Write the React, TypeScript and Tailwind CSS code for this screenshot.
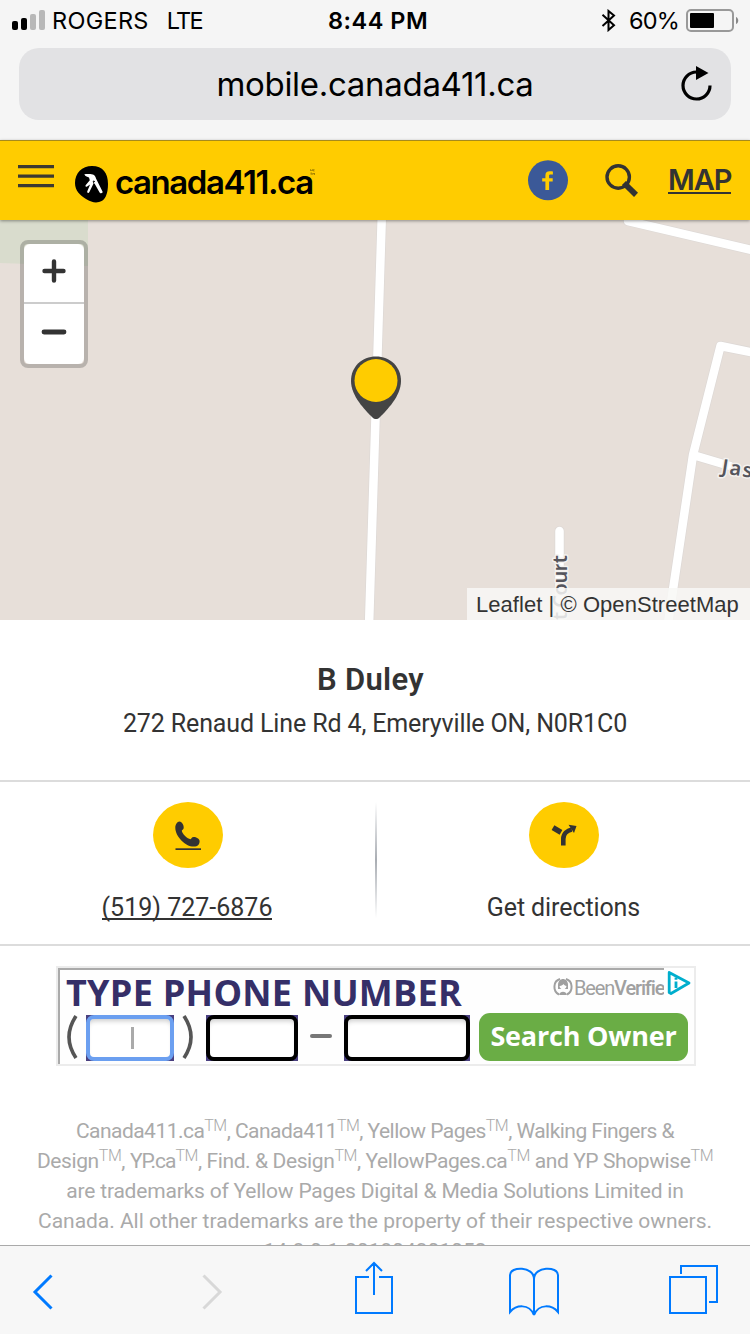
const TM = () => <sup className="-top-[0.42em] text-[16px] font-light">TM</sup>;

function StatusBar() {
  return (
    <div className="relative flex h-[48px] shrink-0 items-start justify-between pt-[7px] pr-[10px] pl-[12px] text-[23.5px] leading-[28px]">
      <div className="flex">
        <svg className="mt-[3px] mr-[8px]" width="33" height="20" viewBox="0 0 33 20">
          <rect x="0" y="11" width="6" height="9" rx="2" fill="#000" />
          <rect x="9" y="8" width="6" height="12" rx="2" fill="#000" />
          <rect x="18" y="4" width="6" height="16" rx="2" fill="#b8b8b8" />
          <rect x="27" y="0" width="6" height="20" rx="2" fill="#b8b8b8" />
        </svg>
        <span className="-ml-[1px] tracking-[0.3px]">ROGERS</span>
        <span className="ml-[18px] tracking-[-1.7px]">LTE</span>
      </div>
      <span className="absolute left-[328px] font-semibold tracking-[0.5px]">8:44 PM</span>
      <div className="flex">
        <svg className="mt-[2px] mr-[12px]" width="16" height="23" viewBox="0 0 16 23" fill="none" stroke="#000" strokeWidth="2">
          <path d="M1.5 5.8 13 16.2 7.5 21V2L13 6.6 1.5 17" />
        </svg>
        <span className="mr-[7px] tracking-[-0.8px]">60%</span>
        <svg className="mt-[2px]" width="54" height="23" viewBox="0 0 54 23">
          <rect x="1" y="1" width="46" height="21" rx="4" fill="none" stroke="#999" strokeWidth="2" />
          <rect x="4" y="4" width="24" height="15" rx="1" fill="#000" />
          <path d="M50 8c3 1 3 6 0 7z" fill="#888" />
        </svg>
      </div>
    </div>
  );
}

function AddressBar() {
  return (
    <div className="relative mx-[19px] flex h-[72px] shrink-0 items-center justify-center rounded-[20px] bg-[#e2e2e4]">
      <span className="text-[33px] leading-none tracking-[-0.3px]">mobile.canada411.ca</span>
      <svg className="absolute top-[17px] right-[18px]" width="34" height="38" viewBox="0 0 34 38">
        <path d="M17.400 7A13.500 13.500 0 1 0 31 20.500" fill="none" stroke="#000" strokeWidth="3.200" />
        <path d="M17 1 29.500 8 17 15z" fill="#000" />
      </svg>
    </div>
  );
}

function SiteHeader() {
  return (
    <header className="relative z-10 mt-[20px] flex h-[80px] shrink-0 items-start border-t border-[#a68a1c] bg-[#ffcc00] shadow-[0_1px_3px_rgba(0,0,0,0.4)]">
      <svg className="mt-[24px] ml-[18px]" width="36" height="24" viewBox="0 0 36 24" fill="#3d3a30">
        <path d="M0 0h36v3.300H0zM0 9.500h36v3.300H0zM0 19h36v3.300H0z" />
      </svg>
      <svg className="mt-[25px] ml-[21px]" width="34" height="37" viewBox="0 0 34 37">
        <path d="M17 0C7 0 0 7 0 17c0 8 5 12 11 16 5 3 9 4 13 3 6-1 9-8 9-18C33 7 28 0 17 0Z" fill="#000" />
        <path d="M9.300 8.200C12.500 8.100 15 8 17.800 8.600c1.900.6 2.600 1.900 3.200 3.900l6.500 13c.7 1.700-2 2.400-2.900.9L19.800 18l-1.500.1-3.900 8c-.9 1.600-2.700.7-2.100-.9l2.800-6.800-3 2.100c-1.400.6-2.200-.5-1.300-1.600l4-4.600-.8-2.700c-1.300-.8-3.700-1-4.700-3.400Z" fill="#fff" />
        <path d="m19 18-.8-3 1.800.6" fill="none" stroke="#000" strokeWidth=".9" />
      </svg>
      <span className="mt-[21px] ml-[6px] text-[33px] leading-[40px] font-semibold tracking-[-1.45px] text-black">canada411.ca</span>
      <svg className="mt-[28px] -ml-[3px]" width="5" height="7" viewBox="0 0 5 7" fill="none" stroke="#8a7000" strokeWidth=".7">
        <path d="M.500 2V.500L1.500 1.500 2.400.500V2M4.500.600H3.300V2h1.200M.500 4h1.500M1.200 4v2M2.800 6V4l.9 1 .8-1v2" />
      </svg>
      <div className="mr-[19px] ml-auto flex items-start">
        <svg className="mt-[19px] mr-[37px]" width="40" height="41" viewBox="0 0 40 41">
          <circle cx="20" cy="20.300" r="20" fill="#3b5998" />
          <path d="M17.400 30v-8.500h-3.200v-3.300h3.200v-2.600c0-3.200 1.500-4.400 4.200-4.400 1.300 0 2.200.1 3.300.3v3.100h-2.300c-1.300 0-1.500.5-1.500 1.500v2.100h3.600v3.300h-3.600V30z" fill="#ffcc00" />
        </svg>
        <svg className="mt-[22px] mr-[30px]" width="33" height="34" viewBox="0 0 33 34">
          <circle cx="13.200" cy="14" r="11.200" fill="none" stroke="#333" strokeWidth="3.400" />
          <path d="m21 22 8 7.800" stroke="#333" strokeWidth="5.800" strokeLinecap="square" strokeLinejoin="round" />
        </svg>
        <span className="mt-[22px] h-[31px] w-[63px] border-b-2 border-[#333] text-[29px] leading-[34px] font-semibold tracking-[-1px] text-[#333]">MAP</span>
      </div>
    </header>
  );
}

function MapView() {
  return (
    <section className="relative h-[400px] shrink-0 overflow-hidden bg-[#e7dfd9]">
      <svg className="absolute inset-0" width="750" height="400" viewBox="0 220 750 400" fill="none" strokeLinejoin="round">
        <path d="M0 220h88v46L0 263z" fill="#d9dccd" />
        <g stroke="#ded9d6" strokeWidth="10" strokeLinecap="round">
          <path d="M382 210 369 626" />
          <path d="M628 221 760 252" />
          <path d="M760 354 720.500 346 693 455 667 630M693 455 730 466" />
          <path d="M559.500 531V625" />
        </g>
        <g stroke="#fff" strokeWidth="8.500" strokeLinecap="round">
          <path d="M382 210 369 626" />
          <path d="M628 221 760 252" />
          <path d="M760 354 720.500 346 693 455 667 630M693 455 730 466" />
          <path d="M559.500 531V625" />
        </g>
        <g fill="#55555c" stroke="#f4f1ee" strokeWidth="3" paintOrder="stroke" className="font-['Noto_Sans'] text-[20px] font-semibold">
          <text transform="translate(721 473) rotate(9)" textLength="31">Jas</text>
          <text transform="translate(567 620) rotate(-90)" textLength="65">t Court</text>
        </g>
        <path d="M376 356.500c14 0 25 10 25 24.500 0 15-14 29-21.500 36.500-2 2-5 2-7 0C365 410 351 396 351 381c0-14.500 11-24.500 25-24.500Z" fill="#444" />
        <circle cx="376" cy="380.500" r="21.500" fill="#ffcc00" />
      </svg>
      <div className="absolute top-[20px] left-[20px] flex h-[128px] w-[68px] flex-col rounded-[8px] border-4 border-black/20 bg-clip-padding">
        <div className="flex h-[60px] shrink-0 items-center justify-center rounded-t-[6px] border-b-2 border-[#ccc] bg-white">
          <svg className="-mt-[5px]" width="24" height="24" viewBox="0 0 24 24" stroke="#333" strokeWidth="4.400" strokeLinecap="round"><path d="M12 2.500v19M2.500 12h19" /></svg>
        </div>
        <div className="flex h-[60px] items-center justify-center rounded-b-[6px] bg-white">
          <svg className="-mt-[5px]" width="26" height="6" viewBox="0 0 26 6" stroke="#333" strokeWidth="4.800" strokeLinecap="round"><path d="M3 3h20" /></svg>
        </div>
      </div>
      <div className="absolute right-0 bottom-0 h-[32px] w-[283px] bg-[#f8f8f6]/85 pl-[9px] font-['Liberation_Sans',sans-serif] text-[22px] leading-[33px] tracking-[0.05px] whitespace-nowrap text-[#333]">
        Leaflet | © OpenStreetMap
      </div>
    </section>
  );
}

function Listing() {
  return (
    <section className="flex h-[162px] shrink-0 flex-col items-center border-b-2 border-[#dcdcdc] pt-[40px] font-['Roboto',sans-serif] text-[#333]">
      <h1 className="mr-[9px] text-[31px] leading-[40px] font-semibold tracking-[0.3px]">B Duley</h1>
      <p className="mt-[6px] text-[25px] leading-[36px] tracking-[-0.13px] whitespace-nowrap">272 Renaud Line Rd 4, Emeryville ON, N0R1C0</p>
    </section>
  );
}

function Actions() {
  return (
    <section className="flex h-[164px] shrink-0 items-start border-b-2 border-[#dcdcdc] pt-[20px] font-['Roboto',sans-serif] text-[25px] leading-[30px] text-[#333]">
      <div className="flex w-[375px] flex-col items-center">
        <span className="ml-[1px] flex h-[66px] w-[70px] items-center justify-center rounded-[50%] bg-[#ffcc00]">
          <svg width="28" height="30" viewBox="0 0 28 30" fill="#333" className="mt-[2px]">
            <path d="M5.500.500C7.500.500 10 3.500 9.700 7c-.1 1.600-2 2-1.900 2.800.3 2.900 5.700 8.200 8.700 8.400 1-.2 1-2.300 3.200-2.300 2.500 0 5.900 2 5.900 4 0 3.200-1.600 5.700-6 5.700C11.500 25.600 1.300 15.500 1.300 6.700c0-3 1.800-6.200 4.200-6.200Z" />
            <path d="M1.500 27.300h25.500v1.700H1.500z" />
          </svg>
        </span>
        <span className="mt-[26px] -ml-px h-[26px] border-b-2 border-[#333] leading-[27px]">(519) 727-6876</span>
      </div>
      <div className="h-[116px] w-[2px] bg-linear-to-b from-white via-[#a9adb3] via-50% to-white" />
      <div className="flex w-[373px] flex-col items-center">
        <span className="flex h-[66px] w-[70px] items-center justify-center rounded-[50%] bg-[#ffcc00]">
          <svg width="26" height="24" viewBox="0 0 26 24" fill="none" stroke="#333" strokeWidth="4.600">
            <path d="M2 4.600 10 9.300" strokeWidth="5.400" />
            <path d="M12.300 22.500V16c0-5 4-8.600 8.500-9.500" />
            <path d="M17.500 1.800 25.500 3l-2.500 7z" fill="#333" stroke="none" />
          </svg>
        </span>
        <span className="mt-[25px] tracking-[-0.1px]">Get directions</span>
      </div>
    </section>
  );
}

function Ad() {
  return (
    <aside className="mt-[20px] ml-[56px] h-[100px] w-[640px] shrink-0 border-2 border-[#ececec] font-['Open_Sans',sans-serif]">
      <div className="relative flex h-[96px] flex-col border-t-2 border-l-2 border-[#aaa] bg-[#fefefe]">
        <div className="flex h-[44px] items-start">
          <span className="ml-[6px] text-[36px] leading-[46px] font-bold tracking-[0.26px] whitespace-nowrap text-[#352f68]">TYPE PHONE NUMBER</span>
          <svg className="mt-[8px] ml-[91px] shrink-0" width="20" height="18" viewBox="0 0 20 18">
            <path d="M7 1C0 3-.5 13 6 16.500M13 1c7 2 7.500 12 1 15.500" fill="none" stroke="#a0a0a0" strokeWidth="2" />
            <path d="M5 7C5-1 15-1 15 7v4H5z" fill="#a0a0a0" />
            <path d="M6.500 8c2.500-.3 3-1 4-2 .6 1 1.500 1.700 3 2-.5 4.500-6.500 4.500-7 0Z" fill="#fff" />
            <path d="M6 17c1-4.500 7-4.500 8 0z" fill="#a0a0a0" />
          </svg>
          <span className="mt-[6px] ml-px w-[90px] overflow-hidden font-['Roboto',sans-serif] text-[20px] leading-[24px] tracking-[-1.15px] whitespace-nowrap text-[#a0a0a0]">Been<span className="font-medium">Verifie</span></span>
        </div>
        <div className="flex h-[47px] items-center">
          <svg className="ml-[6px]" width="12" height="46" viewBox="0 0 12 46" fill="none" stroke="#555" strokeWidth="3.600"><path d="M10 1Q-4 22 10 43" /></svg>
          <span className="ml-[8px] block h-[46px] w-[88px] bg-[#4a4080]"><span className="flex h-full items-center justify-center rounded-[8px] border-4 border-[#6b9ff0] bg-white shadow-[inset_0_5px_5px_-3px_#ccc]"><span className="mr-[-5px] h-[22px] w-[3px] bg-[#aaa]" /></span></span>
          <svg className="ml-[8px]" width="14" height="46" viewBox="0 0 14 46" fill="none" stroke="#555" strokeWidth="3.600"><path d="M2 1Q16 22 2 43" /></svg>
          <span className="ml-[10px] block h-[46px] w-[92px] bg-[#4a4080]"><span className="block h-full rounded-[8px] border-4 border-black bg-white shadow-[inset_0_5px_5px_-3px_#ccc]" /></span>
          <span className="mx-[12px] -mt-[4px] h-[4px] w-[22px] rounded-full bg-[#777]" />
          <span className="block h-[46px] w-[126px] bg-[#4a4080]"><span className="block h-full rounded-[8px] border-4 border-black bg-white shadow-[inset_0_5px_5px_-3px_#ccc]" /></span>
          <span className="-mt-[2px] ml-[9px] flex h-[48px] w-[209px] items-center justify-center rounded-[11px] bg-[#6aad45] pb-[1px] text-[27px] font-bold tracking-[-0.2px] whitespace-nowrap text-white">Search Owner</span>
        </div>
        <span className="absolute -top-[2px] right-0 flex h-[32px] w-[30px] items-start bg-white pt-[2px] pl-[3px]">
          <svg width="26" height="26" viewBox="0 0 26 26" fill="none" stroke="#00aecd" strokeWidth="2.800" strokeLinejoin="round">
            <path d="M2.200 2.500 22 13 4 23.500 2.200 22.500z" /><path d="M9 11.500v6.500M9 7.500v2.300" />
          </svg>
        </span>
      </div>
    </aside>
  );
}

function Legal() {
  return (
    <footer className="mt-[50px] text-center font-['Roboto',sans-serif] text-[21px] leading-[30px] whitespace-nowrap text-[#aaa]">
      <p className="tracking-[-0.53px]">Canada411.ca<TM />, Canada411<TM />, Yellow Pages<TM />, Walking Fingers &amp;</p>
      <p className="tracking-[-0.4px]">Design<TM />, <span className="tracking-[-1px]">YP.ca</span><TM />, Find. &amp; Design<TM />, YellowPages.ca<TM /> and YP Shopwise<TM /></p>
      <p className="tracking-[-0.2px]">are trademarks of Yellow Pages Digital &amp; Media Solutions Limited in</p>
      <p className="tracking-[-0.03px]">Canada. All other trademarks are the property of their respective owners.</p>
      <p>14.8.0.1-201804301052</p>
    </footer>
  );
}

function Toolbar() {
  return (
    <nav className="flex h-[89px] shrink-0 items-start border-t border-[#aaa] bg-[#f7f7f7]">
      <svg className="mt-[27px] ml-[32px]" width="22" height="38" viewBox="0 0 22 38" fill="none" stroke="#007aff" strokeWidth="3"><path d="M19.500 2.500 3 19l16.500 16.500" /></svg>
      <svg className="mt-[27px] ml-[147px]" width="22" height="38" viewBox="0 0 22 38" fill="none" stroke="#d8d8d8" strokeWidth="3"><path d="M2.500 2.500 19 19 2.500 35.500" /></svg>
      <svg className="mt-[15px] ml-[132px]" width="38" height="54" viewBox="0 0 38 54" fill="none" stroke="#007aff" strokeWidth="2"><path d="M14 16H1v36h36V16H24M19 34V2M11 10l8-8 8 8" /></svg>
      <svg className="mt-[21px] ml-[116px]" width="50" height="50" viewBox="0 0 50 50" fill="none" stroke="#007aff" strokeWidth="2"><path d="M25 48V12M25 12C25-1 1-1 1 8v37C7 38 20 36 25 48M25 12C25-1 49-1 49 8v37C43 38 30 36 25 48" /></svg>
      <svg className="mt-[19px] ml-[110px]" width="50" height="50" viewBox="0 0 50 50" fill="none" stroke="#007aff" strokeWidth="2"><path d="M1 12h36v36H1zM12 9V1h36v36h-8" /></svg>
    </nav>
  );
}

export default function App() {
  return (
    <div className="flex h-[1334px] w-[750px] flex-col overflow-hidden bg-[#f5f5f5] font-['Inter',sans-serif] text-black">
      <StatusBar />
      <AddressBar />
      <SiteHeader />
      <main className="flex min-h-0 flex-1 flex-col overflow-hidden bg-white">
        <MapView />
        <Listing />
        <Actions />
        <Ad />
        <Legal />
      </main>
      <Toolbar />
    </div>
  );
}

=====

• YOUR OBJECTIVE
Output exactly the span of lines from the top of the listing through the line holding "const TM = ()", and leave every picture out.

• TASK RESPONSE
Write the React, TypeScript and Tailwind CSS code for this screenshot.
const TM = () => <sup className="-top-[0.42em] text-[16px] font-light">TM</sup>;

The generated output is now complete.